I guess piping the whole output is the way to go to achieve optimal
compression, since otherwise just gzipping each line/command output
wouldn’t compress as much (since anyway the repetition occurs among the
lines, not inside them). Yet would there be a way to obtain this maximal
compression, while having gzip outputing each time I stop giving it
input (has I do every 30 seconds or so), without having to save the
uncompressed file, nor recompressing the whole file several times?

I mean, it seems to me a good thing to wait everything is compressed
before to output, rather than outputing as soon as possible, but isn’t
there a way to trigger the output each time it has been processed and
there’s no more input for a certain amount of time (that is ~30s)?

Am I looking at something like this:
[sample.sh (text/x-sh, inline)]
#!/bin/bash
while ping -c1 gnu.org ; do
    date --rfc-3339=seconds
    sleep 30
done | gzip -9 -f | tee sample.log | zcat

Information forwarded to bug-gzip <at> gnu.org:
bug#30719; Package gzip. (Mon, 05 Mar 2018 22:55:02 GMT) Full text and rfc822 format available.

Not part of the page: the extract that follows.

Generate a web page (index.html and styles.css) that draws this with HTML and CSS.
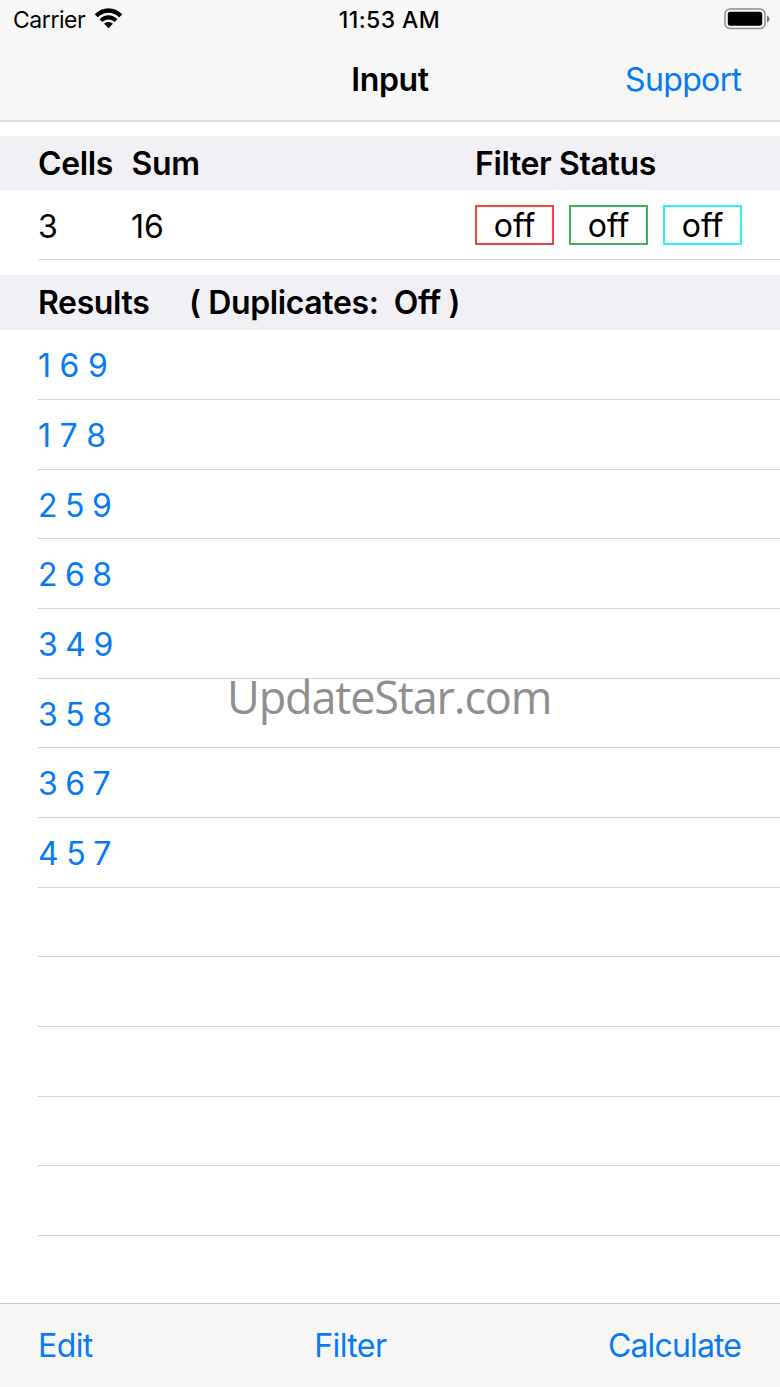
FILE: index.html
```html
<!DOCTYPE html>
<html lang="en">
<head>
<meta charset="utf-8">
<title>Input</title>
<link rel="stylesheet" href="styles.css">
</head>
<body>
<div class="screen">
  <header class="top">
    <div class="status">
      <div class="carrier"><span>Carrier</span>
        <svg class="wifi" width="29" height="21" viewBox="0 0 30 22"><path d="M.6 6.6C8.7-1.9 21.3-1.9 29.4 6.6L26.2 9.9C19.8 3.4 10.2 3.4 3.8 9.9Z"/><path d="M5.6 11.7C10.8 6.3 19.2 6.3 24.4 11.7L21.4 14.7C17.8 11.2 12.2 11.2 8.6 14.7Z"/><path d="M10.4 16.6C13 14 17 14 19.6 16.6L15 21.2Z"/></svg>
      </div>
      <div class="clock">11:53 AM</div>
      <svg class="battery" width="47" height="22" viewBox="0 0 47 22"><rect x="1" y="1" width="40" height="19.5" rx="5" fill="none" stroke="#8e8e8e" stroke-width="1.5"/><rect x="3.8" y="3.8" width="34.4" height="14" rx="2.5"/><path d="M43 7.5Q45.6 8.5 45.6 11T43 14.5Z" fill="#7c7c7c"/></svg>
    </div>
    <nav class="nav"><h1 class="title">Input</h1><a class="support">Support</a></nav>
  </header>
  <main class="content">
    <div class="head"><span class="cells">Cells</span><span class="sum">Sum</span><span class="filters">Filter Status</span></div>
    <div class="input-row"><span class="cells">3</span><span class="sum">16</span>
      <div class="filters boxes"><span class="box red">off</span><span class="box green">off</span><span class="box cyan">off</span></div>
    </div>
    <div class="head results-head"><span class="results">Results</span><span class="dup">( Duplicates:&nbsp; Off )</span></div>
    <ul class="list">
      <li class="one">1 6 9</li><li class="one">1 7 8</li><li>2 5 9</li><li>2 6 8</li><li>3 4 9</li><li>3 5 8</li><li>3 6 7</li><li>4 5 7</li>
      <li></li><li></li><li></li><li></li><li></li>
    </ul>
  </main>
  <footer class="toolbar"><a class="edit">Edit</a><a class="filter">Filter</a><a class="calc">Calculate</a></footer>
  <div class="watermark">UpdateStar.com</div>
</div>
</body>
</html>
```
FILE: styles.css
```css
* { box-sizing: border-box; }
body { margin: 0; background: #fff; color: #000; font: 400 32px/1.2 Inter, sans-serif; }
.screen { position: relative; width: 780px; height: 1387px; overflow: hidden; display: flex; flex-direction: column; }
.top { height: 122px; flex: none; background: #f7f7f7; border-bottom: 2px solid #dcdcdd; }
.status { height: 40px; padding: 2px 9px 0 13px; display: grid; grid-template-columns: 1fr auto 1fr; align-items: center; font-size: 23px; }
.carrier { display: flex; align-items: center; gap: 9px; letter-spacing: -.45px; }
.wifi { margin-top: -5px; }
.clock { font-weight: 500; letter-spacing: .4px; margin-left: -5px; }
.battery { justify-self: end; margin-top: -4px; }
.nav { height: 80px; padding: 0 38px; display: grid; grid-template-columns: 1fr auto 1fr; align-items: center; }
.title { grid-column: 2; margin: 0; font-size: 32px; font-weight: 600; letter-spacing: -.4px; }
.support { justify-self: end; letter-spacing: -.65px; margin-right: .65px; }
.support, .toolbar, .list { color: #077af6; }
.content { flex: 1; padding-top: 14px; }
.head { height: 54px; padding: 2px 0 0 38px; display: flex; align-items: center; background: #f1f0f5; font-weight: 600; letter-spacing: -.38px; }
.cells { width: 93px; }
.head .sum { text-indent: .5px; }
.sum { width: 344px; }
.input-row { height: 70px; margin: 0 0 15px 38px; display: flex; align-items: center; border-bottom: 1px solid #d8d8d9; }
.input-row > .cells, .input-row > .sum { padding-top: 5px; }
.boxes { display: flex; gap: 15px; }
.box { width: 79px; height: 40px; border: 2px solid; padding-top: 3px; display: flex; align-items: center; justify-content: center; }
.box.red { border-color: #ea4a40; }
.box.green { border-color: #3cb45c; }
.box.cyan { border-color: #2deef5; }
.box { color: #000; }
.results-head { height: 55px; }
.results { width: 151px; }
.list { list-style: none; margin: 0; padding: .35px 0 0 38px; }
.list li { height: 69.67px; padding-top: 4px; border-bottom: 1px solid #d5d5d6; display: flex; align-items: center; letter-spacing: -.75px; }
.list .one { letter-spacing: -.2px; }
.toolbar { height: 84px; flex: none; border-top: 1px solid #c9c9ca; background: #f7f7f7; padding: 2px 38px 0; display: flex; justify-content: space-between; align-items: center; letter-spacing: -.6px; }
.calc { letter-spacing: -.85px; margin-right: .85px; }
.watermark { position: absolute; left: 227px; top: 665px; font: 45px/64px "Open Sans", sans-serif; letter-spacing: -1.15px; color: #8f8f8f; white-space: nowrap; }
```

Message #8 received at 30719 <at> debbugs.gnu.org (full text, mbox):

From: Mark Adler <madler <at> alumni.caltech.edu>
To: "Garreau, Alexandre" <galex-713 <at> galex-713.eu>
Cc: 30719 <at> debbugs.gnu.org
Subject: Re: bug#30719: Progressively compressing piped input
Date: Mon, 5 Mar 2018 14:54:21 -0800
[Message part 1 (text/plain, inline)]
deflate has an inherent latency that accumulates enough data in order to efficiently emit each deflate block. You can deliberately flush (with zlib, not gzip), but if you do that too frequently, e.g. each line, then you will get lousy compression or even expansion.

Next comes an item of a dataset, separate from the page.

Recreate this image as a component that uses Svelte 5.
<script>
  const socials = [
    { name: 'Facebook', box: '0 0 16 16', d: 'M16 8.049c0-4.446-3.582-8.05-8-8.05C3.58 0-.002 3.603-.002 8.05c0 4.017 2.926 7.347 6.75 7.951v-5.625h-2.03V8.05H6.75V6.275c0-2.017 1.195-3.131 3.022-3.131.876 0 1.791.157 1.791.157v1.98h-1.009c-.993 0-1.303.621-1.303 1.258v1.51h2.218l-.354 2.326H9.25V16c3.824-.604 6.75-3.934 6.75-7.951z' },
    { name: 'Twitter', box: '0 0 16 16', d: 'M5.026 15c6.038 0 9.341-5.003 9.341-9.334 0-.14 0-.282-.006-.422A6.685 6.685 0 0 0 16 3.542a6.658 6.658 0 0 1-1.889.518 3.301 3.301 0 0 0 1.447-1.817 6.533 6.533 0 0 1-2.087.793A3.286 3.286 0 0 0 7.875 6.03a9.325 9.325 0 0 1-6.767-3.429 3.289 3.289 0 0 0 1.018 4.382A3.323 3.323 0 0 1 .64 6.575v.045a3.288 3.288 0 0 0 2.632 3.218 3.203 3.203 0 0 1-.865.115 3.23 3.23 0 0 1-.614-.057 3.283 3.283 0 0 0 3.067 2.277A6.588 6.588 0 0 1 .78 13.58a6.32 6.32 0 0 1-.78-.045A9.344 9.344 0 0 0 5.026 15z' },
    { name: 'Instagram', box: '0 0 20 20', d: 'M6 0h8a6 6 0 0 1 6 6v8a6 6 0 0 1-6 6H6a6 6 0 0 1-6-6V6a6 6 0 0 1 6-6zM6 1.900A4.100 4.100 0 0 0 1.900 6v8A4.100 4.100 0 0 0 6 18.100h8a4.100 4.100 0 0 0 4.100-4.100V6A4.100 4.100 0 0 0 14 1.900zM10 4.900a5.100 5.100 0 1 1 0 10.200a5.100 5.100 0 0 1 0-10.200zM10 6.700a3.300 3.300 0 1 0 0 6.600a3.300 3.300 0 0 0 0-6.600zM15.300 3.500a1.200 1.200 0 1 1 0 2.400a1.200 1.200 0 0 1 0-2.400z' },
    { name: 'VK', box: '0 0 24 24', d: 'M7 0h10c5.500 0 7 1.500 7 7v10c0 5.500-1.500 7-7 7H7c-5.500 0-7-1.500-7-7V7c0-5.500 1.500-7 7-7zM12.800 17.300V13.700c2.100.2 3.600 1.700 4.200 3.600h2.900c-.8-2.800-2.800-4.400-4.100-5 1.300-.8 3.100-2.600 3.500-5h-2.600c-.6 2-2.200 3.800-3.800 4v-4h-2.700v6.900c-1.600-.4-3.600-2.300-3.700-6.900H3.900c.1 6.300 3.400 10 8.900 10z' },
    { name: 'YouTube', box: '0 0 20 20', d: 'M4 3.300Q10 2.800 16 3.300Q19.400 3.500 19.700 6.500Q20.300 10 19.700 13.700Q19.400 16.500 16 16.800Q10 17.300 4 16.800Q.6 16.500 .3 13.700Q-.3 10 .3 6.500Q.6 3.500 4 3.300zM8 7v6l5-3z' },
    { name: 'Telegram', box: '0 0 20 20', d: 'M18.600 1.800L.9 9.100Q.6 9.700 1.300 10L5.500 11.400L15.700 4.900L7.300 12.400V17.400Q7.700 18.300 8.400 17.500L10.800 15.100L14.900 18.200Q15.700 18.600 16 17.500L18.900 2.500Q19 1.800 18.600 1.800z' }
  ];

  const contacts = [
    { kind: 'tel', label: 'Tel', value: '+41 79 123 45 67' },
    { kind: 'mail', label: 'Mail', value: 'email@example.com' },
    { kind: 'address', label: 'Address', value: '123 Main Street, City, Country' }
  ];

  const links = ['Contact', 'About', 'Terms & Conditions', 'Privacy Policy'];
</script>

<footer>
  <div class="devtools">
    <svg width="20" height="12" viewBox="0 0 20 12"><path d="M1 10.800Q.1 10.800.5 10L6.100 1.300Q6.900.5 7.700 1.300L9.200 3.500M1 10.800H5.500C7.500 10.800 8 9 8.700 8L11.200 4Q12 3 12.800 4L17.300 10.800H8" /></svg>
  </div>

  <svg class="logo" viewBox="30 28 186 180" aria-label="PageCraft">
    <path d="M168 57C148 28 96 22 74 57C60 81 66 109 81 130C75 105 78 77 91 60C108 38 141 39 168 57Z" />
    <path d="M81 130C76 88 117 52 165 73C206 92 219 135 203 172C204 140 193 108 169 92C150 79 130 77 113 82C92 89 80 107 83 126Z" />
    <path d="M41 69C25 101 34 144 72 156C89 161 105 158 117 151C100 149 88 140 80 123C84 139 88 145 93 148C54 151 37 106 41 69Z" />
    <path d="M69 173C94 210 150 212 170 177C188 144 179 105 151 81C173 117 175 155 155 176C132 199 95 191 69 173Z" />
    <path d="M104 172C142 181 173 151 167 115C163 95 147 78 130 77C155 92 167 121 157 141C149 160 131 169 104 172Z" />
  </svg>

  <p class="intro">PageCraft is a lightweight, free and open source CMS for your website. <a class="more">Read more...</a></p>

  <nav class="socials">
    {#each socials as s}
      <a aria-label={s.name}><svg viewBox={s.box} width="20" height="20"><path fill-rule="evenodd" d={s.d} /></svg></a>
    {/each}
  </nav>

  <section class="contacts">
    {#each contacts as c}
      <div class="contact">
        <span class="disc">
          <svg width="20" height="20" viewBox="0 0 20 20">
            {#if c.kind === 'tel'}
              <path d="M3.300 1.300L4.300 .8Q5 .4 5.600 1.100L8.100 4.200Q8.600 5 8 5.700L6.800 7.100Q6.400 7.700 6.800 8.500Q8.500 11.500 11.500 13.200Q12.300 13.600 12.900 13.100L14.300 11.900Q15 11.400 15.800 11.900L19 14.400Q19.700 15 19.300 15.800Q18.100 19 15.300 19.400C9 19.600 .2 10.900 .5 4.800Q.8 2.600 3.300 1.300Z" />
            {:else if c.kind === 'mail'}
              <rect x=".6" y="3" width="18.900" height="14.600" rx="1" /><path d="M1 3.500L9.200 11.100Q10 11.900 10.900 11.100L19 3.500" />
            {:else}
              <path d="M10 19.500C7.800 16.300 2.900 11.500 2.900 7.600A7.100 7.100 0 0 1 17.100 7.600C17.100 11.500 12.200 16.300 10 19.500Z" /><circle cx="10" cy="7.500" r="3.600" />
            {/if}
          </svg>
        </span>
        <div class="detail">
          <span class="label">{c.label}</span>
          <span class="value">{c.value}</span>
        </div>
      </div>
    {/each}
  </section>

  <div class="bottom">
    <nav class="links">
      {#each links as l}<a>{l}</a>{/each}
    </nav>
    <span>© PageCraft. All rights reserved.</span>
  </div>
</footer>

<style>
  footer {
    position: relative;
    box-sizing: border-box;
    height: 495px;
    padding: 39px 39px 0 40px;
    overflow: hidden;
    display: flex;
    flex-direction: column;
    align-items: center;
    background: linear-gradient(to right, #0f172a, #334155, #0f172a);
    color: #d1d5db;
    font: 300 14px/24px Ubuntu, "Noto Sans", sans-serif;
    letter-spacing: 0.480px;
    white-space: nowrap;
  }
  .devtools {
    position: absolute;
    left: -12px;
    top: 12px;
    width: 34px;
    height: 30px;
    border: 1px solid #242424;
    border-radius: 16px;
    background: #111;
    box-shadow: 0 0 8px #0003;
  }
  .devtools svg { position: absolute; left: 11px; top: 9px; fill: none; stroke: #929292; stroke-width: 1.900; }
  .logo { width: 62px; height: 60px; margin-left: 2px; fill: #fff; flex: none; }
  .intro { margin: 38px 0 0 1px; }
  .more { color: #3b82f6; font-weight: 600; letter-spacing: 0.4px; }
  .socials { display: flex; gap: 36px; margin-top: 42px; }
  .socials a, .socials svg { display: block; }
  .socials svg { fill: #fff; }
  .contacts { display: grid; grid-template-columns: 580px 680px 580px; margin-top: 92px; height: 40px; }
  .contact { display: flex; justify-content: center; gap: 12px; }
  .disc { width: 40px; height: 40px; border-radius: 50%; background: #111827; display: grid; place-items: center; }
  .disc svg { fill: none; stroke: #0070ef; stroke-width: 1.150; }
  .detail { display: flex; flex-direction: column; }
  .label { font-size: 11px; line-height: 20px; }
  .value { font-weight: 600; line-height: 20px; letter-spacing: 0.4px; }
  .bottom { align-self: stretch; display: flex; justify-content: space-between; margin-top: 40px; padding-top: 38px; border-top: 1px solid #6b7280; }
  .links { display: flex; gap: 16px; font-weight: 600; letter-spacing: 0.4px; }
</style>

I wrote something called gzlog (https://github.com/madler/zlib/blob/master/examples/gzlog.h <https://github.com/madler/zlib/blob/master/examples/gzlog.h>), intended to solve this problem. It can take a small amount of input, e.g. a line, and update the output gzip file to be complete and valid after each line, yet also get good compression in the long run. It does this by writing the lines to the log.gz file effectively uncompressed (deflate has a “stored” block type), until it has accumulated, say, 1 MB of data. Then it goes back and compresses that uncompressed 1 MB, again always leaving the gzip file in a valid state. gzlog also maintains something like a journal, which allows gzlog to repair the gzip file if the last operation was interrupted, e.g. by a power failure.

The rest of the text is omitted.